No último dia 10, as pautas importantes para as mulheres também sofreram uma preocupante derrota com a escolha da deputada bolsonarista Bia Kicis (PSL/DF) para a Comissão de Constituição e Justiça (CCJ) da Câmara. Investigada pelo Supremo Tribunal Federal no inquérito que apura a organização de atos antidemocráticos, a ex-procuradora é ferrenha defensora de pautas conservadoras, e tem vários projetos polêmicos, como um que pretende controlar e coagir professores em sala de aula. Kicis também é opositora das medidas de isolamento social e conhecida propagadora de fake news como a de que "vacinas contra o coronavírus podem afetar o DNA dos imunizados". Em seu discurso à frente da Comissão, ela prometeu que "as pautas conservadoras não ficarão esquecidas”. Em entrevistas anteriores à eleição, ela falou que uma das prioridades seria votar projeto de lei que pretende punir com crime de responsabilidade ministros do STF que "usurparem" competências do legislativo. Esse projeto é defendido pela bancada evangélica desde que o Supremo ampliou os casos possíveis para o aborto legal.

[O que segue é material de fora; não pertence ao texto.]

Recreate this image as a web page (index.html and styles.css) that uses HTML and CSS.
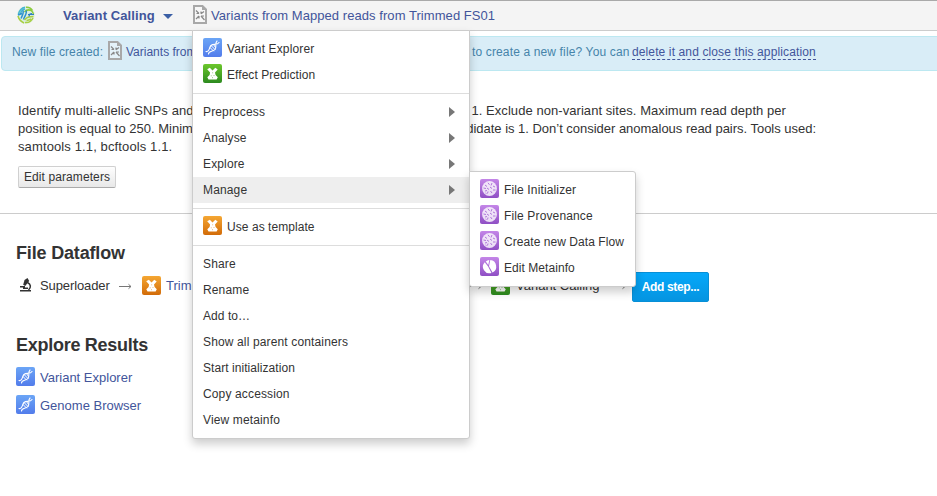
FILE: index.html
```html
<!DOCTYPE html>
<html lang="en">
<head>
<meta charset="utf-8">
<title>Variant Calling</title>
<link rel="stylesheet" href="styles.css">
</head>
<body>
<svg class="defs" aria-hidden="true">
  <defs>
    <linearGradient id="g-blue" x2="0" y2="1"><stop stop-color="#6ba5f6"/><stop offset="1" stop-color="#527ceb"/></linearGradient>
    <linearGradient id="g-green" x2="0" y2="1"><stop stop-color="#6cc72c"/><stop offset="1" stop-color="#2c8a1f"/></linearGradient>
    <linearGradient id="g-orange" x2="0" y2="1"><stop stop-color="#f5a733"/><stop offset="1" stop-color="#d26b08"/></linearGradient>
    <linearGradient id="g-purple" x2="0" y2="1"><stop stop-color="#c486e8"/><stop offset="1" stop-color="#8f4fc4"/></linearGradient>
    <symbol id="dna" viewBox="0 0 19 19">
      <rect width="19" height="19" rx="2" fill="url(#g-blue)"/>
      <g fill="none" stroke="#fff" stroke-width="1.100" stroke-linecap="round">
        <path d="M3 13.500C7 14.500 5.500 10 8 7.500 10.500 5 14 8 16 4.500M5.500 16C5.500 12.500 10 14 12 11.500 14 9 11.500 5.500 14 3"/>
        <path d="M7 9.500l3.500 3.500M8 7.500l4 4M10.500 6.500l2 3" stroke-width="1"/>
      </g>
    </symbol>
    <symbol id="mill" viewBox="0 0 19 19">
      <path d="M4.200 5.200L6.800 3.800 9.500 6.500 12.300 3.800 14.700 5.400 12 8.600 12.600 11 14.800 13.300 13.600 15.500H5.500L4.300 13.300 6.600 11 7.100 8.600z" fill="#fff"/>
      <path d="M9.300 8.800h.8M7.800 11.800h.8M10.600 11.500h.8M9.200 13.700h.8" stroke="currentColor" stroke-width=".7"/>
    </symbol>
    <symbol id="green" viewBox="0 0 19 19"><rect width="19" height="19" rx="2" fill="url(#g-green)"/><use href="#mill"/></symbol>
    <symbol id="orange" viewBox="0 0 19 19"><rect width="19" height="19" rx="2" fill="url(#g-orange)"/><use href="#mill"/></symbol>
    <symbol id="tangle" viewBox="0 0 19 19">
      <rect width="19" height="19" rx="2" fill="url(#g-purple)"/>
      <circle cx="9.500" cy="9.500" r="7.400" fill="#fff" fill-opacity=".8"/>
      <path d="M5 6l2 1.500M8 3.800l1.500 2M12 4l-1 2.500M13 7l2 1M3.500 9l2.500.5M7 9l2 1.500M10 8l2 1.500M5 12l2-.5M8 12.500l-.5 2M10.500 12l1.500 2M13 11h2.500M5.500 14l1 .5" stroke="#a86bd6" stroke-width=".9"/>
    </symbol>
    <symbol id="pie" viewBox="0 0 19 19">
      <rect width="19" height="19" rx="2" fill="url(#g-purple)"/>
      <path d="M10.300 3A6.600 6.600 0 0 1 12.500 15.500L9 9.300zM9.300 3.100L8.300 8 5.800 4.600Q7.400 3.300 9.300 3.100zM4.700 5.300l3.400 4.200 3.400 6.400A6.500 6.500 0 0 1 4.700 5.300z" fill="#fff"/>
    </symbol>
    <symbol id="file" viewBox="0 0 14 19">
      <path d="M1 1h8.500L13 4.500V18H1z" fill="#fff" fill-opacity=".3" stroke="#a8a8a8" stroke-width="2"/>
      <path d="M9 1v4h4z" fill="#a8a8a8"/>
      <path d="M3 5.500l3 3M3.500 8.500h2.500M11 6.500l-3 2.300M8 6.500v2.300M6 11l-3 3M6 11v2.500M8 11l3.500 4M8 11h3" fill="none" stroke="#888" stroke-width="1.200"/>
    </symbol>
    <symbol id="arrow" viewBox="0 0 13 7">
      <path d="M0 3.500h12M9.500 1.300l2.500 2.200-2.500 2.200" fill="none" stroke="#777" stroke-width="1"/>
    </symbol>
  </defs>
</svg>

<header class="topbar">
  <svg class="logo" viewBox="0 0 18 18">
    <circle cx="9" cy="9" r="8.700" fill="#dceee0"/>
    <g fill="none" stroke-width="1.500">
      <path d="M1.500 8C2.500 4 5 1.800 8 1.200M3.500 8C4 5 6 3.500 8 3" stroke="#43b3d3"/>
      <path d="M9 1.200c3-.3 5.500 1.500 6.500 3.500M7.500 6c2-2.500 4.500-2.500 7-1.500M14 4.500c1.500 1 2 2 2.500 3.500" stroke="#8ccb3d"/>
      <path d="M6 4.500c1 2-.5 5-2 8M9 4.500c1.500 2-1 5-2.500 9M1 9l4-1.500" stroke="#2d91d0"/>
      <path d="M1 10c1 4 3 5.500 6 7M7.500 14c2.500-4 5-3 9-3.500M8 16.500c4 .5 6.500-1.500 8-4.500M9.500 14.500c2 0 3-1 4.500-1.500" stroke="#a9cf43"/>
      <path d="M11 8.500h6M12 10.500c0-2 1-3 3-3" stroke="#2e7fc1" stroke-width="1.200"/>
    </g>
  </svg>
  <a class="app-name">Variant Calling</a>
  <i class="caret"></i>
  <svg class="file"><use href="#file"/></svg>
  <a class="file-name">Variants from Mapped reads from Trimmed FS01</a>
</header>

<div class="notice">
  <span class="created">New file created:</span>
  <svg class="file"><use href="#file"/></svg>
  <a class="notice-file">Variants from</a>
  <span class="question">to create a new file? You can</span>
  <a class="delete">delete it and close this application</a>
</div>

<section class="description">
  <div class="line first"><span class="wide">Identify multi-allelic SNPs and</span><span class="exclude">1. Exclude non-variant sites. Maximum read depth per</span></div>
  <div class="line"><span>position is equal to 250. Minimum</span><span class="candidate">candidate is 1. Don’t consider anomalous read pairs. Tools used:</span></div>
  <div class="line"><span class="wide">samtools 1.1, bcftools 1.1.</span></div>
  <button class="edit">Edit parameters</button>
</section>

<main>
  <h2>File Dataflow</h2>
  <div class="flow">
    <svg class="scope" viewBox="0 0 14 14">
      <path d="M5.500 2L8.500 0l1.700 3-4 5-2-1.200z" fill="#333"/>
      <path d="M8.500 4.500c3.500 1.500 3.800 5 1 7.500M1 12.800h11M1 8.800h5M4 10.300h5" fill="none" stroke="#333" stroke-width="1.500"/>
    </svg>
    <span class="superloader">Superloader</span>
    <svg class="arrow"><use href="#arrow"/></svg>
    <svg class="icon orange"><use href="#orange"/></svg>
    <a class="trim">Trim</a>
    <svg class="arrow"><use href="#arrow"/></svg>
    <svg class="icon green"><use href="#green"/></svg>
    <span class="calling">Variant Calling</span>
    <svg class="arrow third"><use href="#arrow"/></svg>
    <button class="add">Add step...</button>
  </div>
  <h2 class="results-title">Explore Results</h2>
  <div class="results">
    <a><svg class="icon"><use href="#dna"/></svg><span>Variant Explorer</span></a>
    <a><svg class="icon"><use href="#dna"/></svg><span>Genome Browser</span></a>
  </div>
</main>

<nav class="menu main-menu">
  <ul>
    <li><svg class="icon"><use href="#dna"/></svg>Variant Explorer</li>
    <li class="tight"><svg class="icon green"><use href="#green"/></svg>Effect Prediction</li>
  </ul>
  <ul>
    <li class="sub">Preprocess</li>
    <li class="sub">Analyse</li>
    <li class="sub">Explore</li>
    <li class="sub active">Manage</li>
  </ul>
  <ul>
    <li class="tight"><svg class="icon orange"><use href="#orange"/></svg>Use as template</li>
  </ul>
  <ul>
    <li>Share</li>
    <li>Rename</li>
    <li class="tight">Add to…</li>
    <li>Show all parent containers</li>
    <li class="tight">Start initialization</li>
    <li>Copy accession</li>
    <li>View metainfo</li>
  </ul>
</nav>

<nav class="menu side-menu">
  <ul>
    <li><svg class="icon"><use href="#tangle"/></svg>File Initializer</li>
    <li><svg class="icon"><use href="#tangle"/></svg>File Provenance</li>
    <li class="tight"><svg class="icon"><use href="#tangle"/></svg>Create new Data Flow</li>
    <li class="tight"><svg class="icon"><use href="#pie"/></svg>Edit Metainfo</li>
  </ul>
</nav>
</body>
</html>
```
FILE: styles.css
```css
* { box-sizing: border-box; }
body {
  margin: 0;
  height: 496px;
  overflow: hidden;
  background: #fff;
  color: #333;
  font-family: "Liberation Sans", Arial, sans-serif;
  font-size: 13px;
}
svg { display: block; flex: none; }
a { color: #42559b; }
span, a { white-space: nowrap; }
.defs { position: absolute; width: 0; height: 0; }
.icon { width: 19px; height: 19px; }
.file { width: 14px; height: 19px; }
.green { color: #4aa529; }
.orange { color: #e38a1e; }

.topbar {
  display: flex;
  align-items: center;
  height: 31px;
  padding: 0 0 1px 17px;
  background: #f4f4f4;
  border-top: 1px solid #a9a9a9;
  border-bottom: 1px solid #ccc;
}
.topbar .file { margin-bottom: 2px; }
.logo { width: 18px; height: 18px; }
.app-name { width: 92px; margin-left: 28px; font-weight: bold; letter-spacing: .1px; }
.caret {
  margin: 2px 20px 0 8px;
  border: 5px solid transparent;
  border-top-color: #3b5fa5;
  border-bottom: 0;
}
.file-name { margin-left: 4px; letter-spacing: .06px; }

.notice {
  display: flex;
  align-items: center;
  height: 35px;
  margin: 5px -5px 0 1px;
  padding: 0 0 4px 10px;
  color: #4684aa;
  font-size: 12px;
  background: #d9edf7;
  border: 1px solid #bce8f1;
  border-radius: 4px;
}
.created { width: 91px; letter-spacing: .1px; }
.notice .file { margin: 0 4px 2px 5px; }
.notice-file { width: 346px; }
.question { width: 160px; letter-spacing: .14px; }
.delete { padding-top: 1px; border-bottom: 1px dashed #42559b; letter-spacing: .12px; }

.description { height: 142px; padding: 31px 0 0 18px; }
.line { display: flex; justify-content: space-between; width: 798px; line-height: 18px; }
.first { width: 768px; }
.wide { letter-spacing: .12px; }
.exclude { letter-spacing: .06px; }
.candidate { letter-spacing: -.02px; }
button { font-family: inherit; padding: 0; }
.edit {
  width: 98px;
  height: 22px;
  margin-top: 10px;
  color: #333;
  font-size: 12px;
  letter-spacing: .1px;
  background: linear-gradient(#fefefe, #e8e8e8);
  border: 1px solid #d0d0d0;
  border-bottom-color: #aaa;
  border-radius: 2px;
}

main { padding: 28px 0 0 16px; border-top: 1px solid #ccc; }
h2 { margin: 0; font-size: 18px; line-height: 22px; letter-spacing: -.17px; }
.flow { display: flex; align-items: center; height: 26px; margin-top: 8px; }
.scope { width: 14px; height: 14px; margin-left: 3px; }
.superloader { width: 70px; margin-left: 7px; letter-spacing: -.1px; }
.arrow { width: 13px; height: 7px; margin: 2px 1px 0 9px; }
.flow .orange { margin: 0 5px 0 9px; }
.trim { width: 294px; }
.flow .green { margin: 0 6px 0 8px; }
.calling { width: 84px; }
.flow .third { margin-left: 13px; }
.add {
  align-self: flex-start;
  height: 30px;
  width: 77px;
  margin-left: 5px;
  color: #fff;
  font-size: 12px;
  font-weight: bold;
  letter-spacing: -.35px;
  background: linear-gradient(#05a8fa, #0594e0);
  border: 1px solid #078fd6;
  border-radius: 2px;
}
.results-title { margin-top: 36px; letter-spacing: -.27px; }
.results { display: grid; gap: 9px; margin-top: 11px; }
.results a { display: flex; align-items: center; gap: 5px; height: 19px; }
.results span { padding-top: 2px; }

.menu {
  position: absolute;
  z-index: 2;
  background: #fff;
  border: 1px solid #ccc;
  border-radius: 0 0 3px 3px;
  box-shadow: 0 5px 10px rgba(0, 0, 0, .2);
  font-size: 12px;
}
.main-menu { left: 192px; top: 30px; width: 278px; }
.menu ul { list-style: none; margin: 0; padding: 5px 0; }
.menu ul + ul { border-top: 1px solid #ddd; }
.menu li {
  display: flex;
  align-items: center;
  gap: 5px;
  height: 26px;
  padding: 0 14px 0 10px;
  letter-spacing: .14px;
  white-space: nowrap;
}
.menu .tight { letter-spacing: .06px; }
.menu .icon { margin-bottom: 3px; }
.sub::after {
  content: "";
  margin-left: auto;
  border: 5px solid transparent;
  border-left: 6px solid #777;
  border-right: 0;
}
.menu .active { background: #eee; }
.side-menu { left: 469px; top: 171px; width: 167px; z-index: 3; border-radius: 0 3px 3px 3px; }
.side-menu li { padding-right: 5px; }
```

Neste momento, não nos faltam motivos para lutar. E todas estas pautas que estampam os jornais nos atravessam mais. Segundo levantamento da Agência Lupa, as mulheres sofreram o maior impacto com desemprego durante a pandemia da Covid-19. No terceiro trimestre de 2020, a taxa de desocupação das mulheres era de 16,8% e a dos homens era de 12,8%. As diferenças salariais também continuam a existir: enquanto os homens ganharam em média R$ 2.574 por mês no 1º trimestre de 2020, as mulheres receberam R$ 1.995. Durante a pandemia, o número de denúncias à Central de Atendimento à Mulher aumentou. Entre março e abril de 2020 foi 27% maior do que no mesmo período de 2019. Os casos de feminicídio cresceram 22,2% entre março e abril de 2020, se somadas as ocorrências em 12 estados do país, em relação a igual período de 2019. Ainda segundo o levantamento, nos meses de março e abril, o número de feminicídios subiu de 117 para 143.
Seguimos sendo um dos países que mais mata pessoas LGBT no mundo. E com uma alta taxa de morte de mulheres por abortos clandestinos. Seguimos sem delegacia da mulher em grande parte das cidades do país e sem acesso ao aborto legal garantido por lei. Seguimos sendo as principais encarregadas dos cuidados dos doentes, das crianças e dos velhos e as responsáveis financeiras por nossos lares.
E seguimos sendo pouco representadas. Segundo pesquisa da Lupa, o Brasil ocupa o penúltimo lugar entre as nações da América Latina no quesito representatividade feminina na política. Dos 513 deputados que fazem parte da Câmara, 436 são homens e 77 são mulheres. Dos 81 parlamentares que compõem o Senado, apenas 12 são mulheres. Quando olhamos para o governo Bolsonaro, entre os 23 ministros, há 2 mulheres. E quando nós levantamos nossas vozes contra as injustiças sociais ou no sentido de denunciar esquemas de corrupção, o governo Bolsonaro e seus seguidores tentam nos calar com sua máquina do ódio, como conta a repórter da Folha Patricia Campos Mello, que entrevistamos no episódio do Pauta Pública de hoje.
Nesta semana em que lembramos a luta das mulheres, apesar de não tomarmos as ruas como gostaríamos, estamos vivas, nas trincheiras e somos muitas, como dizem os cartazes que não pudemos levantar dessa vez. As mulheres lutam como se dessa luta dependessem suas vidas, como lembrou a educadora travesti Amanda Palha em um emocionante debate com a pastora Lusmarina Campos que eu mediei no último sábado no festival Publica+10. Porque de fato dependem.